For contractors in the building industry, these few simple steps could mean the difference between financial distress and ruin for your company, or simply provide you with a heads up for being a little more cautious and restrictive with how much credit you may offer someone or how long you leave an unpaid invoice for before chasing it.

Here's a few quick steps to take to gather that information:

  1. ASIC Search - Carrying out a company search on the ASIC website only costs a small fee, however, will provide you with invaluable information about the company and its directors. When reviewing the search, you should keep an eye out for any charges over the company, any current or past proceedings issued or default judgements ordered, appointment of administrators and receivers (even if temporary), or multiple financial.
  2. Licence Check - Where applicable, for any licensed parties it is important to do a check with the party you are entering a contract with to ensure that the registrations with authorities such as Victorian Building Authority or others. This will reveal details such as:
    • they are holding a current licence;
    • if they have otherwise been suspended;
    • if they have received demerit points; and/or
    • have been fined or anything of that nature
    • Other Registration Checks
  3. Other Registration Checks - If the company purports to be registered with any governing bodies, authorities or other cohorts, it is often free to check that they are current members (not a past or falsely representing to be) and will give you peace of mind.

The above being said, it is always important to gather your own information, but you may also need to be careful about what rumours you take into account. Often other businesses or contractors will tell the industry about late payers, credit issues or business troubles - proceed with caution and make sure you protect yourself.

If you are a contractor and would like to find out more about pre-contractual due diligence steps and how you can better safeguard yourself - please get in touch with one of our lawyers.

If you decide to go ahead with a contract - what else can you do to protect yourself?

There are quite a few ways to go about protecting yourself and your company from any risky contracts and projects, or you may just prefer to have those protections as a standard procedure moving forward.

However, each of the protections listed below should be carefully considered as to whether they are right for you, suitable for the price and nature of the contract and if you are likely to face any push back from the other parties.

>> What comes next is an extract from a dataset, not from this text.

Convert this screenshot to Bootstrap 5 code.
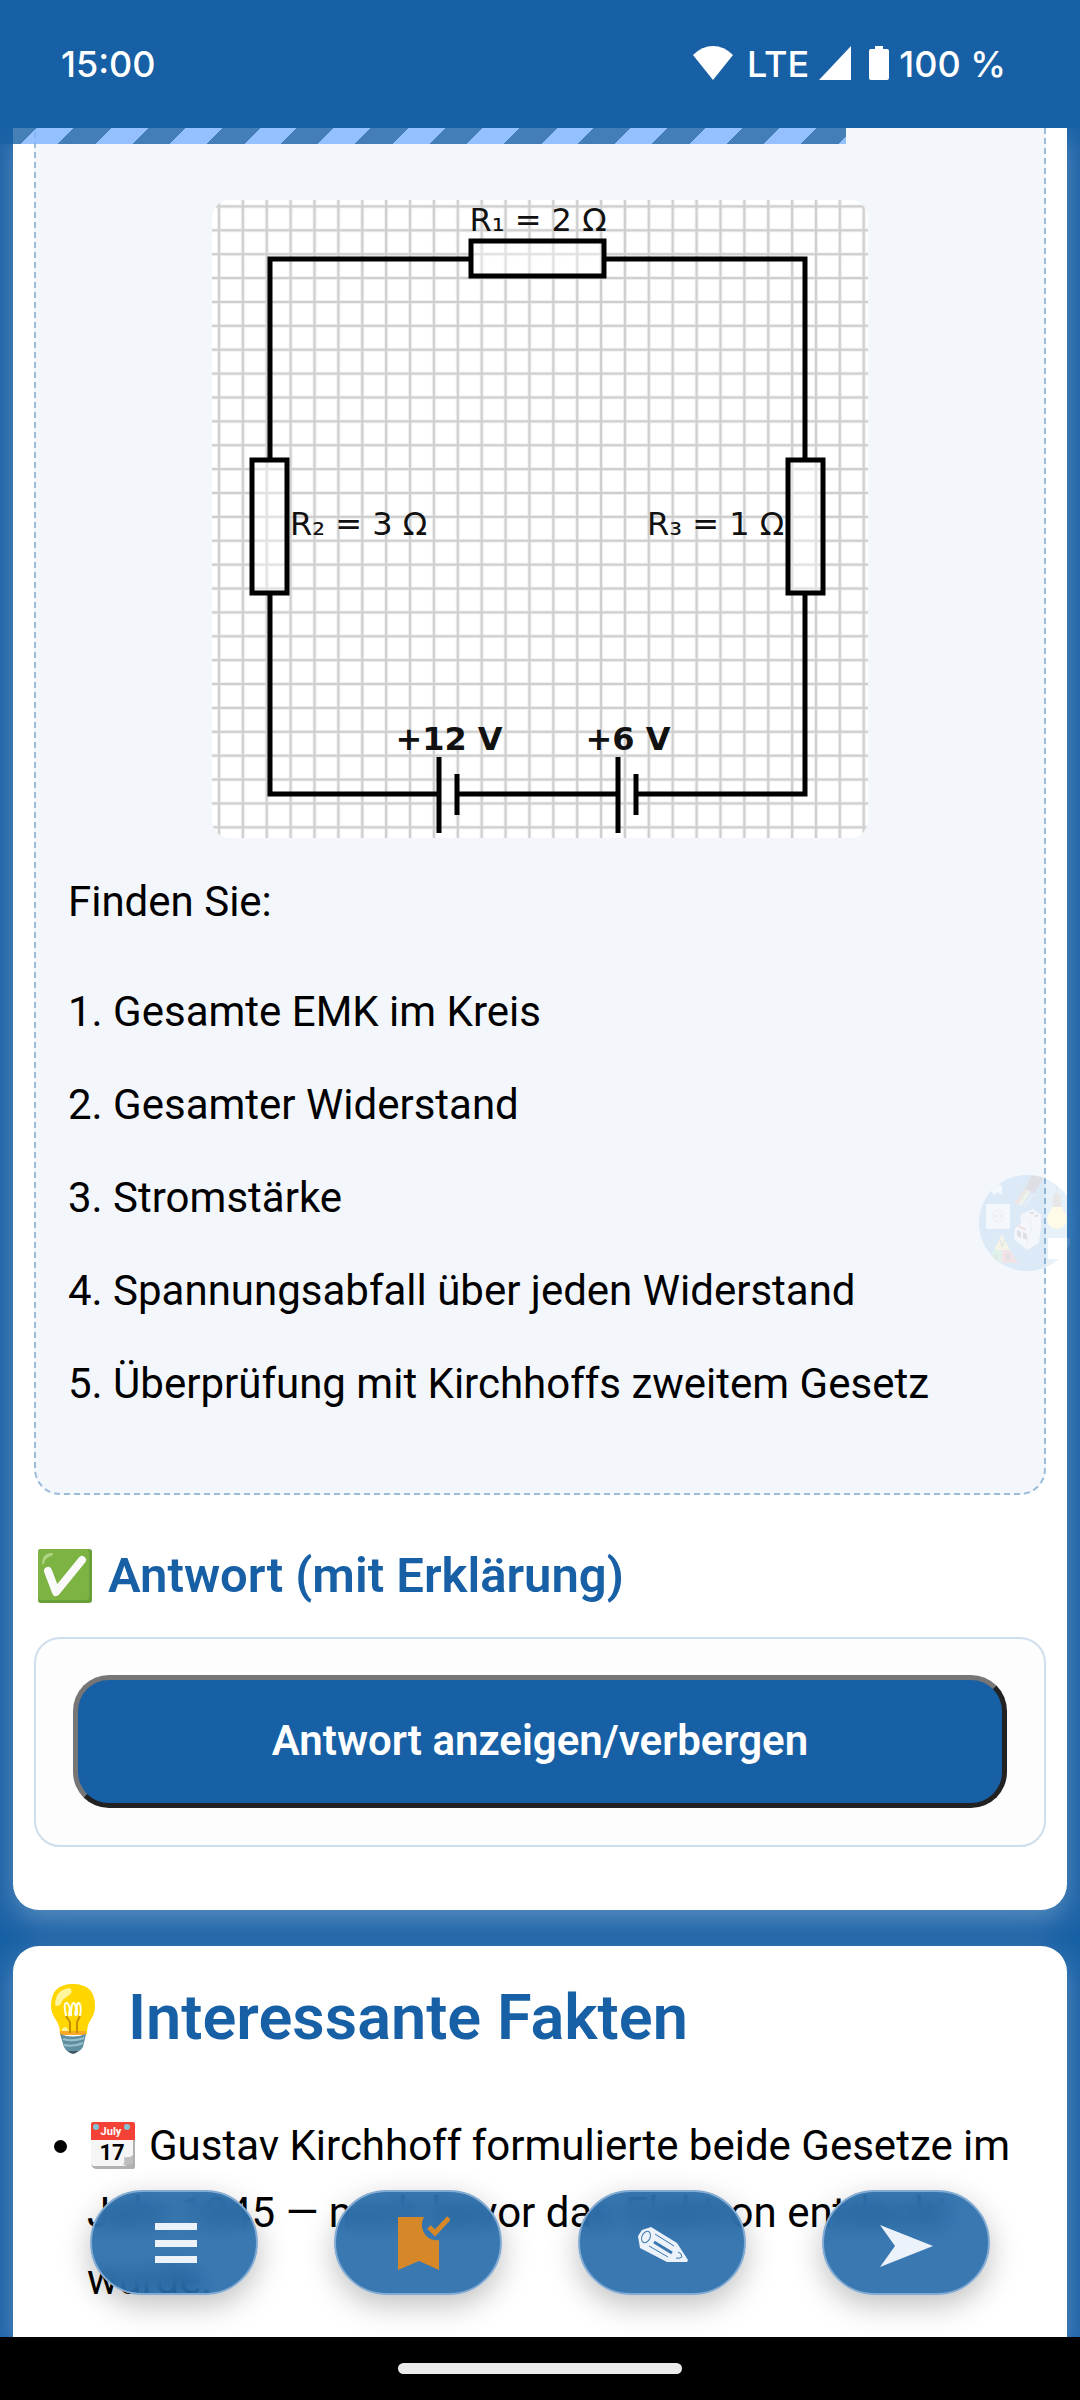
<!DOCTYPE html>
<html lang="de">
<head>
<meta charset="utf-8">
<meta name="viewport" content="width=device-width, initial-scale=1">
<title>Kirchhoffsche Gesetze</title>
<link href="https://cdn.jsdelivr.net/npm/bootstrap@5.3.0/dist/css/bootstrap.min.css" rel="stylesheet">
<style>
  :root { --brand: #1860a5; }
  body { background: var(--brand); color: #000; font-family: Roboto, sans-serif; font-size: 42px; line-height: 67px; }
  .status-bar { height: 128px; background: var(--brand); color: #fff; padding: 0 74px 0 61px; font: 500 36px/44px "Inter", sans-serif; }
  .status-bar svg, .fab svg { display: block; }
  .status-right { gap: 10px; }
  .status-right svg { margin-bottom: 2px; }
  .lesson { min-height: 0; padding: 0 13px; }
  .read-progress { top: 0; left: 0; width: 100%; height: 16px; z-index: 3; }
  .read-progress div { height: 16px; background: repeating-linear-gradient(135deg, rgba(24,96,165,.8) 0 26px, rgba(124,180,255,.8) 26px 52px, rgba(24,96,165,.8) 52px 79px, rgba(124,180,255,.8) 79px 105px); }
  .panel { background: #fff; border-radius: 26px; box-shadow: 0 10px 31px rgba(255,255,255,.3); padding: 0 21px 63px; }
  .panel-top { border-top-left-radius: 0; border-top-right-radius: 0; }
  .panel-end { margin-top: 36px; padding: 34px 21px 0; border-bottom-left-radius: 0; border-bottom-right-radius: 0; }
  .task { background: #f3f6fb; border: 2px dashed #9bbbdb; border-top: 0; border-radius: 0 0 26px 26px; padding: 72px 32px 50px; }
  .circuit { display: block; width: 70%; max-width: 656px; border-radius: 18px; margin: 0 auto 30px; }
  .task p { margin-bottom: 26px; }
  .task .intro { margin-bottom: 43px; }
  h2, h3 { color: var(--brand); font-weight: 600; }
  h3 { font-size: 49px; line-height: 60px; margin: 51px 0 31px; gap: 12px; }
  h2 { font-size: 63px; line-height: 76px; margin-bottom: 56px; gap: 21px; }
  .answer { background: #fdfdfd; border: 2px solid #cfdeec; border-radius: 26px; padding: 36px 37px 37px; }
  .btn-answer { background: var(--brand); color: #fff; border: 5px solid; border-color: #767676 #222 #222 #767676; border-radius: 36px; height: 133px; padding: 5px 12px 8px; font-size: 42px; font-weight: 600; }
  .btn-answer:hover { background: var(--brand); color: #fff; }
  .facts { padding-left: 53px; }
  .facts svg { vertical-align: -9px; margin: 0 14px 0 4px; }
  .helper { top: 1047px; right: 5px; width: 96px; height: 96px; z-index: 2; opacity: .11; border: 0; padding: 0; background: none; }
  .helper svg { display: block; }
  .fabs { left: 0; right: 0; bottom: 42px; gap: 76px; z-index: 4; }
  .fab { width: 168px; height: 105px; border-radius: 53px; border: 2px solid #82abd3; background: rgba(24,96,165,.85); backdrop-filter: blur(10px); box-shadow: 0 10px 31px rgba(0,0,0,.25); padding: 0; color: #ecf2f9; }
  .home-bar { height: 63px; background: #000; padding-top: 26px; }
  .home-bar div { width: 284px; height: 11px; border-radius: 6px; background: #ebebeb; }
</style>
</head>
<body>
<div class="d-flex flex-column vh-100 overflow-hidden">
  <header class="status-bar d-flex align-items-center justify-content-between flex-shrink-0">
    <span>15:00</span>
    <div class="status-right d-flex align-items-center">
      <svg width="40" height="34" viewBox="0 0 40 34" fill="#fff"><path d="M0 9Q9 0 20 0T40 9L20 34Z"/></svg>
      <span class="ms-1">LTE</span>
      <svg width="32" height="34" viewBox="0 0 32 34" fill="#fff"><path d="M32 0V34H0Z"/></svg>
      <svg class="ms-2" width="20" height="34" viewBox="0 0 20 34" fill="#fff"><path d="M6 0h8v3h4q2 0 2 2v27q0 2-2 2H2q-2 0-2-2V5q0-2 2-2h4Z"/></svg>
      <span>100 %</span>
    </div>
  </header>

  <main class="lesson position-relative flex-grow-1 overflow-hidden d-flex flex-column">
    <div class="read-progress position-absolute"><div style="width:78.3%"></div></div>

    <section class="panel panel-top flex-shrink-0">
      <div class="task">
        <svg class="circuit" viewBox="0 0 656 638" role="img" aria-label="Stromkreis mit drei Widerständen">
          <defs><pattern id="grid" x="-5" y="-5.5" width="23.88" height="23.88" patternUnits="userSpaceOnUse"><g fill="none" stroke="#000"><path d="M0 12H24M12 0V24" stroke-opacity=".06" stroke-width="4"/><path d="M0 12H24M12 0V24" stroke-opacity=".14" stroke-width="2"/></g></pattern></defs>
          <rect width="656" height="638" fill="#fff"/>
          <rect width="656" height="638" fill="url(#grid)"/>
          <g fill="none" stroke="#000" stroke-width="5">
            <path d="M259 59H58V260M392 59H593V260M58 393V594H227M245 594H406M424 594H593V393"/>
            <path d="M259 41H392V76H259ZM40 260H75V393H40ZM576 260H611V393H576Z" fill="#fff" fill-opacity=".4"/>
            <path d="M227 557V633M245 574V615M406 557V633M424 574V615"/>
          </g>
          <g font-family="DejaVu Sans, sans-serif" font-size="32" fill="#111">
            <text x="326" y="31" text-anchor="middle">R₁ = 2 Ω</text>
            <text x="78" y="335">R₂ = 3 Ω</text>
            <text x="435" y="335">R₃ = 1 Ω</text>
            <g font-weight="700" text-anchor="middle"><text x="237" y="550">+12 V</text><text x="416" y="550">+6 V</text></g>
          </g>
        </svg>
        <p class="intro">Finden Sie:</p>
        <p>1. Gesamte EMK im Kreis</p>
        <p>2. Gesamter Widerstand</p>
        <p>3. Stromstärke</p>
        <p>4. Spannungsabfall über jeden Widerstand</p>
        <p>5. Überprüfung mit Kirchhoffs zweitem Gesetz</p>
      </div>

      <h3 class="d-flex align-items-center">
        <svg width="62" height="60" viewBox="0 0 62 60" aria-hidden="true"><rect x="4" y="3" width="54" height="54" rx="3" fill="#689f38"/><rect x="4" y="3" width="51" height="51" rx="3" fill="#7cb342"/><path d="M8 18Q8 7 18 7Q21 8 17 10Q11 12 10 17Q9 20 8 18Z" fill="#aed581"/><path d="M14 25L22 46L48 14" fill="none" stroke="#fafafa" stroke-width="8" stroke-linecap="round" stroke-linejoin="round"/></svg>
        <span>Antwort (mit Erklärung)</span>
      </h3>
      <div class="answer">
        <button type="button" class="btn btn-answer w-100">Antwort anzeigen/verbergen</button>
      </div>
    </section>

    <section class="panel panel-end flex-grow-1">
      <h2 class="d-flex align-items-center">
        <svg width="73" height="76" viewBox="0 0 73 76" aria-hidden="true"><path d="M17 26Q17 4 39 4T61 26Q61 34 56 41Q53 45 53 54H26Q26 46 22 40Q17 33 17 26Z" fill="#ffd600"/><path d="M21 24Q22 9 36 8Q40 12 34 16Q28 19 27 24Q22 28 21 24Z" fill="#fff59d"/><path d="M28 53Q27 47 32 47L37 53Z" fill="#fff59d"/><path d="M26 51H52V55H26Z" fill="#f9a825"/><path d="M36 53V42L32 36M43 53V42L46 36" fill="none" stroke="#c58f00" stroke-width="2"/><path d="M32 36Q29 22 33 23Q37 26 35 34Q35 36 37 35Q37 22 40 23Q43 26 41 34Q42 36 43 34Q42 22 45 23Q48 26 46 36" fill="none" stroke="#fffde7" stroke-width="2"/><path d="M26 54Q39 59 52 54L49 67Q45 73 39 73T30 67Z" fill="#5f8fa1"/><path d="M29 59Q39 62 50 58M30 65Q40 67 49 63" fill="none" stroke="#97c0cc" stroke-width="2"/><path d="M34 71H44Q42 74 39 74T34 71Z" fill="#455a64"/></svg>
        <span>Interessante Fakten</span>
      </h2>
      <ul class="facts mb-0">
        <li><svg width="44" height="47" viewBox="0 0 44 47" aria-hidden="true"><path d="M2 4H44V45Q44 47 42 47H6Q1 47 0 42Z" fill="#b0b0b0"/><path d="M0 16H42V36L34 44H3Q0 44 0 41Z" fill="#f5f5f5"/><path d="M2 0H42Q44 0 44 2V18H0V2Q0 0 2 0Z" fill="#f44336"/><path d="M32 43Q34 41 33 35Q39 36 42 33V41Q41 43 32 43Z" fill="#bdbdbd"/><circle cx="5" cy="5" r="3" fill="#82c4d4"/><circle cx="36" cy="5" r="3" fill="#82c4d4"/><text x="20" y="13" font-size="11" font-weight="700" fill="#fff" text-anchor="middle">July</text><text x="21" y="38" font-size="22" font-weight="700" text-anchor="middle">17</text></svg>Gustav Kirchhoff formulierte beide Gesetze im Jahr 1845 — noch bevor das Elektron entdeckt wurde.</li>
      </ul>
    </section>

    <button type="button" class="helper position-absolute" aria-label="Elektro-Assistent">
      <svg width="96" height="96" viewBox="0 0 96 96"><defs><clipPath id="disc"><circle cx="48" cy="48" r="48"/></clipPath></defs><g clip-path="url(#disc)">
        <rect width="96" height="96" fill="#2c86cf"/>
        <path d="M10 12l6-5 7 4v9l-5-3-3 4z" fill="#fff"/>
        <path d="M53 0H66L55 19L46 14Z" fill="#333"/><path d="M47 14L37 29" stroke="#c96b35" stroke-width="3"/><path d="M50 16L41 30" stroke="#f1df54" stroke-width="3"/><path d="M54 18L45 32" stroke="#77aee0" stroke-width="3"/>
        <rect x="7" y="29" width="24" height="25" rx="1" fill="#fff"/><circle cx="19" cy="41" r="6" fill="#eee" stroke="#bbb"/><path d="M16 41h1m4 0h1" stroke="#333" stroke-width="2"/>
        <path d="M41 40L54 34L62 40V51L60 68L48 75L35 64L36 53L42 49Z" fill="#f8f8f8"/><path d="M41 40L52 45V55L47 73" fill="none" stroke="#bbb"/><path d="M38 55l4 2v6l-4-2zm6 2l4 2v6l-4-2zM51 37h4v2h-4zm5 3h3v2h-3z" fill="#333"/><path d="M39 51l8 4" stroke="#d33" stroke-width="2"/>
        <path d="M23 59L31 75H15Z" fill="#f3e04e"/><path d="M15 75H23V88H9Z" fill="#4ec365"/><path d="M23 75H31L39 88H23Z" fill="#e9515a"/>
        <text x="23" y="72" font-size="9" text-anchor="middle">V</text><text x="17" y="86" font-size="9" text-anchor="middle">I</text><text x="29" y="86" font-size="9" text-anchor="middle">R</text>
        <path d="M78 0V20" stroke="#222"/><path d="M75 19h6l2 14H73z" fill="#333"/><circle cx="78" cy="44" r="10" fill="#ffe033"/><path d="M73 32h10l3 8H70z" fill="#ffe033"/>
        <rect x="69" y="63" width="22" height="21" fill="#fff"/></g></svg>
    </button>

    <nav class="fabs position-absolute d-flex justify-content-center" aria-label="Werkzeuge">
      <button type="button" class="fab" aria-label="Menü"><svg class="mx-auto" width="64" height="60" viewBox="-2 0 64 60" fill="currentColor"><path d="M11 10H53V17H11ZM11 27H53V34H11ZM11 43H53V50H11Z"/></svg></button>
      <button type="button" class="fab" aria-label="Lesezeichen"><svg class="mx-auto" width="64" height="60" viewBox="-2 0 64 60" fill="#d68828"><path d="M10 4H36C30 15 38 29 51 27V57L31 48L10 57Z"/><path d="M41 14L47 20L61 5" fill="none" stroke="#d68828" stroke-width="5"/></svg></button>
      <button type="button" class="fab" aria-label="Notiz"><svg class="mx-auto" width="64" height="60" viewBox="-2 0 64 60" fill="currentColor"><path d="M6 23L10 17L19 14L45 30L56 47L55 49H35L8 35Z"/><g fill="none" stroke="#3a77b1" stroke-width="1"><ellipse cx="14" cy="24" rx="4" ry="6" transform="rotate(25 14 24)"/><path d="M23 21L42 33M17 33L36 44M46 39Q50 40 50 44M44 45Q47 46 50 44"/><path d="M22 29L40 40" stroke-width="3"/></g></svg></button>
      <button type="button" class="fab" aria-label="Weiter"><svg class="mx-auto" width="64" height="60" viewBox="-2 0 64 60" fill="currentColor"><path d="M4 12L57 33L4 54L19 33Z"/></svg></button>
    </nav>
  </main>

  <footer class="home-bar flex-shrink-0"><div class="mx-auto"></div></footer>
</div>
<script src="https://cdn.jsdelivr.net/npm/bootstrap@5.3.0/dist/js/bootstrap.bundle.min.js"></script>
</body>
</html>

If you are unable to obtain security in one way or another, this means that you will be able to attempt to recovery any debt with priority over unsecured creditors.

Listed here are some of the most common types of security and protection used by contractors:

  1. Unconditional Bank Guarantee - This is where a company you contract with puts up cash that is held in a specific bank account, for an agreed sum, for your benefit should the company be unable to pay your invoices or should. This is a slightly more effective tool than a director guarantee, this is because you do not have to chase the cash or worry that it cannot be produced by the director personally.
  2. Director Guarantee - A personal director guarantee is a way of protecting yourself if the company becomes insolvent or has significant secured creditors (such as banks and private funders). This tool can be particularly effective if the company has little to no assets, but you know that the director/s do hold private properties and other assets which you could rely on should the need arise. It means that the director is personally responsible for any debts the company incurs with you, for any specific contract for which you have obtained a director guarantee. This is a useful mechanism because it is rare that a director wants to personally have to pay you from their own pockets, and as a result are often more likely to be a financial low risk company and will pay their bills on time. A director guarantee may also incorporate the options set out below, namely a caveat or mortgage and PPSR.
  3. Secure your interests with a caveat or mortgage - If your contract has a charging or security clause, you may be able to secure any debt or money you are owed under a contract against another party's property.
  4. Retention of titles - Check your contract before signing, some standard contracts such as HIA include a 'retention of title clause'. This specifies that the goods and materials remain in the contractor's ownership until full payment is made. Whilst there are only some circumstances where a contractor or builder can return to site and take possession of and remove those materials. Please note that it is important you obtain advice before removing anything from site, as wrongful removal may result in you being pursued for loss and damage to the property or site, and a variety of other claims which could be brought against you.
  5. PPSR - In limited circumstances it may be suitable to register your interests on the Personal Property Securities Register (PPSR) in accordance with the terms of your contract or as otherwise available to you. PPSR registrations are quite specific, so it is advisable that you speak to one of our lawyers regarding this.

The content of this article is intended to provide a general guide to the subject matter. Specialist advice should be sought about your specific circumstances.